What are free zones?
Before delving right away into “free zones in Dubai”, we need to first understand what are free zones? Free zones in laymen economic term refer to those classified areas/regions which are subjected to minimal or no tax at all. This is done mainly to boost the economy by promoting foreign investment. There are a number of free zones in all of the 7 emirates for specific trades; they are set up to ease immigration process and individuals/business are allowed to import, manufacture, process, re-export with no involvement of customs and other duties.
Dubai free trade zones
If you wish to open a business in Dubai, then there are two options available for you:
- As Dubai Limited Liability Company (LLC), where you have limited ownership of the company and not 100% ownership
- Obtaining license and picking a free zone, this will give you 100% ownership of your business.
UAE has several free zones, each of them with their own authority and regulations. Dubai alone has around 20 different free trade zones to serve various business types such as trading, e-commerce, automotive, media, finance etc.
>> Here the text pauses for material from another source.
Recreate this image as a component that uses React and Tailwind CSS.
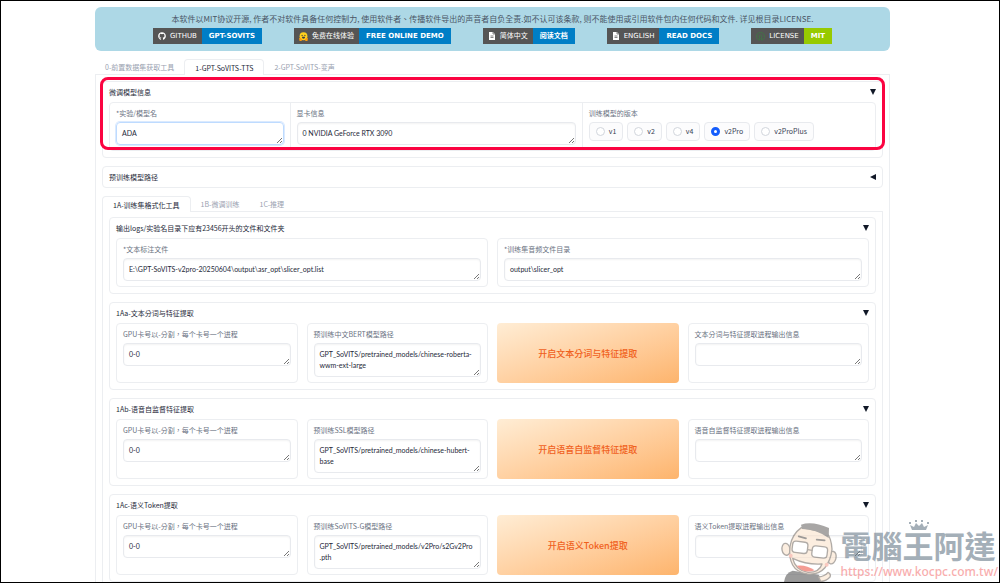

Investors take into consideration various factors such as port access, infrastructure, warehousing, connectivity, which highly depends on their business type.
Check: Best business ideas in Dubai
Eligibility:
Though eligibility differs for different trade zones, listed below are some common criteria that need to be adhered by every company before setting up a business in any of these free trade zones:
- Any company in the free zone needs to have a license regarding the business it intends to operate in. This license requires to be renewed annually.
- The company needs to employ a manager authorized as a legal representative of the same.
- A mandated minimum share capital is required for companies intending to set up business in a free trade zone. It varies with different free zones.
- The company needs to have an office by its business name in a particular free zone. Rent is renewed annually.
- The company needs to have a minimum of one shareholder.
- The company is required to hire a local distributor in order to trade outside the free zone.
Setting up process:
There are written set of guidelines and steps regarding setting up of a business in a particular free trade zone, listed below are a few of the basic steps (some points may differ for different zones)
- Shareholders: a company set up in a free zone can have one individual shareholder or another company itself as a shareholder. If in case there is an individual shareholder then the company will be referred to as free zone company FZC otherwise FZC-LLC.
- Capital requirement: every free zone has its own establishment cost before you decide on setting up a business in any zone, you need to first find out its estimated cost of establishment.
- Name of the business and its manager: both the business name and the manager will be cited in the license. The manager will be the legal representative of the business.
- The application form citing all the details such as the business name, manager, brief about the business needs to be submitted to the Free Zone Authority.
- During this, payment of license and registration fees, lease rent, signing a lease deed and signing of the Memorandum of Association for the new company takes place.
Pros of Dubai free trade zone:
- Full ownership (100%).
- Full freedom (100%) of sending capital and profits back to home country.
- Freedom of transfer of funds(100%).
- Tax exemption: no import and export duties if the company is not trading inside UAE.
- Easier and quicker incorporation in the free zone than forming outside the free zone.
- Government support, ease of obtaining loans if required, excellent and faster recruitment procedure.
- Free zone companies can operate 24hrs a day.
- 25 years of lease options, warehouse facilities, availability of areas for production and assembling.
Cons of Dubai free trade zone:
- Restrictions on trade: a free zone company can only trade within the zone or outside UAE. But cannot trade in the UAE market, if in case it wants to trade then it will need to hire a local distributor and will have to pay a customs duty of 5%.
- Restriction on the type of business: a company in a particular free trade zone is limited to the activities authorized in that particular free zone, it cannot indulge in activities other than that.
To be noted:
In case you’re looking at affordability of doing business, the Sharjah Airport International Free Zone (SAIF-ZONE) would be the best choice for you. Sharjah free zone attracts a large number of investments due to the low fee charged by the zone in comparison to Dubai and Abu Dhabi. Not only that, it caters to a wide range of industries and houses some big names in the fields of IT, media, consumer durables, light-medium manufacturing etc.